══ Stored data ══

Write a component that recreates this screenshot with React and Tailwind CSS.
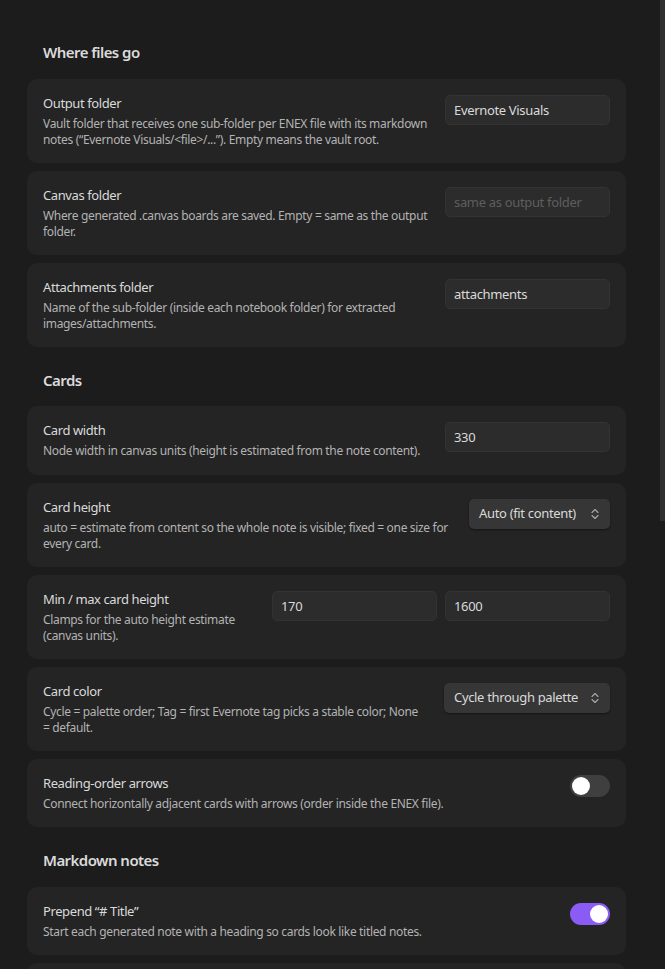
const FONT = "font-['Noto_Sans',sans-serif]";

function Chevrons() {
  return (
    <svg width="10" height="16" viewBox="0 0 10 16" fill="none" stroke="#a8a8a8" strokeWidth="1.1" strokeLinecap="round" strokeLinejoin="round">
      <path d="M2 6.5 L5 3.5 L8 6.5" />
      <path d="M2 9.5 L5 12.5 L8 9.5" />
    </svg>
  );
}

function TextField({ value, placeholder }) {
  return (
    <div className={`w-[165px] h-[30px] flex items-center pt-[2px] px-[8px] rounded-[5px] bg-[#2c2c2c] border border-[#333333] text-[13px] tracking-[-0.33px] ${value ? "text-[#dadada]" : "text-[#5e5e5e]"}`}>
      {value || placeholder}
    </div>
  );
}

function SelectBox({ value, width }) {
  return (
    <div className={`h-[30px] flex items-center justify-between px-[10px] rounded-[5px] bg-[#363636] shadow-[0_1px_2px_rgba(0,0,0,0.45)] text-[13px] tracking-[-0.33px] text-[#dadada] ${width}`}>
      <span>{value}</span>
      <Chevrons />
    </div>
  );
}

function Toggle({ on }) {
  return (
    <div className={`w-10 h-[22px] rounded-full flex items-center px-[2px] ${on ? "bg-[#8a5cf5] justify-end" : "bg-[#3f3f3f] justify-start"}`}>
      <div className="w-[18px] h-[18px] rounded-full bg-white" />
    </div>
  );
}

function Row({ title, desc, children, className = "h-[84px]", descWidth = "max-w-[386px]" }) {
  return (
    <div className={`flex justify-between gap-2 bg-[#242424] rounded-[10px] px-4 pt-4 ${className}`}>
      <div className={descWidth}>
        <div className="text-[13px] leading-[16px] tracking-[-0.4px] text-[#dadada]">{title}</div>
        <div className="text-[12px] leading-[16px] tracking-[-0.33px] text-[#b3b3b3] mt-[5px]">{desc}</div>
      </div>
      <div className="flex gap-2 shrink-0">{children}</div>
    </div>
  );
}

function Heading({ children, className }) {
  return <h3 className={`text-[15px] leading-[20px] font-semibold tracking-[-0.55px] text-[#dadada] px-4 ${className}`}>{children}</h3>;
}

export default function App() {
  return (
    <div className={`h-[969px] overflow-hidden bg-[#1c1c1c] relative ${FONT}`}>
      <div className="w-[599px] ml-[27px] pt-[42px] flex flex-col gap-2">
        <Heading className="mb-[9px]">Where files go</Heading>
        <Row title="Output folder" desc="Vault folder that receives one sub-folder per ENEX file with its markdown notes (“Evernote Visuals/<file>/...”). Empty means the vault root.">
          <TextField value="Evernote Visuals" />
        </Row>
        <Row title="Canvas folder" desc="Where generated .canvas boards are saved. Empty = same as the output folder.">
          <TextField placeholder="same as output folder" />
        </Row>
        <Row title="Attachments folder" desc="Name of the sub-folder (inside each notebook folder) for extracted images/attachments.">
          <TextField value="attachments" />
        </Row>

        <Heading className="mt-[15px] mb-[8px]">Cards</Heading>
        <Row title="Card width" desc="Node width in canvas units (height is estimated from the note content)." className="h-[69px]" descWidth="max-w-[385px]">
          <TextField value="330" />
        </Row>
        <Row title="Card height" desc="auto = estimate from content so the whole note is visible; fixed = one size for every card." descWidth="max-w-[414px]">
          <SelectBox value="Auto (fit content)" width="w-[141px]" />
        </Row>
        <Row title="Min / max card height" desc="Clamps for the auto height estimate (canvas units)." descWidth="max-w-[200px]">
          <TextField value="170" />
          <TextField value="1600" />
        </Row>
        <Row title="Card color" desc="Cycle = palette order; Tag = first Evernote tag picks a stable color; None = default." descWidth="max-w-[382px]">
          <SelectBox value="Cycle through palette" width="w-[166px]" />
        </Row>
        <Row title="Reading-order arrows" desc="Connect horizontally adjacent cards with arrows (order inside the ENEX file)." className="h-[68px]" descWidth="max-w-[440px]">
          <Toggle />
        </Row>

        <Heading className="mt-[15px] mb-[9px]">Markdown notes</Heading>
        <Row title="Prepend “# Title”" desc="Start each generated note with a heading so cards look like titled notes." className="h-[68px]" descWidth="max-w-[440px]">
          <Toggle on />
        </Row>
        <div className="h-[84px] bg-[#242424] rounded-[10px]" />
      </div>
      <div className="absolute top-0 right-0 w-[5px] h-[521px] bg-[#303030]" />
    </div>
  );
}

═══

● What this task involves: Reproduce the data above in full, exactly as it is, with the pictures left out.

● Answer to this problem:
Write a component that recreates this screenshot with React and Tailwind CSS.
const FONT = "font-['Noto_Sans',sans-serif]";

function Chevrons() {
  return (
    <svg width="10" height="16" viewBox="0 0 10 16" fill="none" stroke="#a8a8a8" strokeWidth="1.1" strokeLinecap="round" strokeLinejoin="round">
      <path d="M2 6.5 L5 3.5 L8 6.5" />
      <path d="M2 9.5 L5 12.5 L8 9.5" />
    </svg>
  );
}

function TextField({ value, placeholder }) {
  return (
    <div className={`w-[165px] h-[30px] flex items-center pt-[2px] px-[8px] rounded-[5px] bg-[#2c2c2c] border border-[#333333] text-[13px] tracking-[-0.33px] ${value ? "text-[#dadada]" : "text-[#5e5e5e]"}`}>
      {value || placeholder}
    </div>
  );
}

function SelectBox({ value, width }) {
  return (
    <div className={`h-[30px] flex items-center justify-between px-[10px] rounded-[5px] bg-[#363636] shadow-[0_1px_2px_rgba(0,0,0,0.45)] text-[13px] tracking-[-0.33px] text-[#dadada] ${width}`}>
      <span>{value}</span>
      <Chevrons />
    </div>
  );
}

function Toggle({ on }) {
  return (
    <div className={`w-10 h-[22px] rounded-full flex items-center px-[2px] ${on ? "bg-[#8a5cf5] justify-end" : "bg-[#3f3f3f] justify-start"}`}>
      <div className="w-[18px] h-[18px] rounded-full bg-white" />
    </div>
  );
}

function Row({ title, desc, children, className = "h-[84px]", descWidth = "max-w-[386px]" }) {
  return (
    <div className={`flex justify-between gap-2 bg-[#242424] rounded-[10px] px-4 pt-4 ${className}`}>
      <div className={descWidth}>
        <div className="text-[13px] leading-[16px] tracking-[-0.4px] text-[#dadada]">{title}</div>
        <div className="text-[12px] leading-[16px] tracking-[-0.33px] text-[#b3b3b3] mt-[5px]">{desc}</div>
      </div>
      <div className="flex gap-2 shrink-0">{children}</div>
    </div>
  );
}

function Heading({ children, className }) {
  return <h3 className={`text-[15px] leading-[20px] font-semibold tracking-[-0.55px] text-[#dadada] px-4 ${className}`}>{children}</h3>;
}

export default function App() {
  return (
    <div className={`h-[969px] overflow-hidden bg-[#1c1c1c] relative ${FONT}`}>
      <div className="w-[599px] ml-[27px] pt-[42px] flex flex-col gap-2">
        <Heading className="mb-[9px]">Where files go</Heading>
        <Row title="Output folder" desc="Vault folder that receives one sub-folder per ENEX file with its markdown notes (“Evernote Visuals/<file>/...”). Empty means the vault root.">
          <TextField value="Evernote Visuals" />
        </Row>
        <Row title="Canvas folder" desc="Where generated .canvas boards are saved. Empty = same as the output folder.">
          <TextField placeholder="same as output folder" />
        </Row>
        <Row title="Attachments folder" desc="Name of the sub-folder (inside each notebook folder) for extracted images/attachments.">
          <TextField value="attachments" />
        </Row>

        <Heading className="mt-[15px] mb-[8px]">Cards</Heading>
        <Row title="Card width" desc="Node width in canvas units (height is estimated from the note content)." className="h-[69px]" descWidth="max-w-[385px]">
          <TextField value="330" />
        </Row>
        <Row title="Card height" desc="auto = estimate from content so the whole note is visible; fixed = one size for every card." descWidth="max-w-[414px]">
          <SelectBox value="Auto (fit content)" width="w-[141px]" />
        </Row>
        <Row title="Min / max card height" desc="Clamps for the auto height estimate (canvas units)." descWidth="max-w-[200px]">
          <TextField value="170" />
          <TextField value="1600" />
        </Row>
        <Row title="Card color" desc="Cycle = palette order; Tag = first Evernote tag picks a stable color; None = default." descWidth="max-w-[382px]">
          <SelectBox value="Cycle through palette" width="w-[166px]" />
        </Row>
        <Row title="Reading-order arrows" desc="Connect horizontally adjacent cards with arrows (order inside the ENEX file)." className="h-[68px]" descWidth="max-w-[440px]">
          <Toggle />
        </Row>

        <Heading className="mt-[15px] mb-[9px]">Markdown notes</Heading>
        <Row title="Prepend “# Title”" desc="Start each generated note with a heading so cards look like titled notes." className="h-[68px]" descWidth="max-w-[440px]">
          <Toggle on />
        </Row>
        <div className="h-[84px] bg-[#242424] rounded-[10px]" />
      </div>
      <div className="absolute top-0 right-0 w-[5px] h-[521px] bg-[#303030]" />
    </div>
  );
}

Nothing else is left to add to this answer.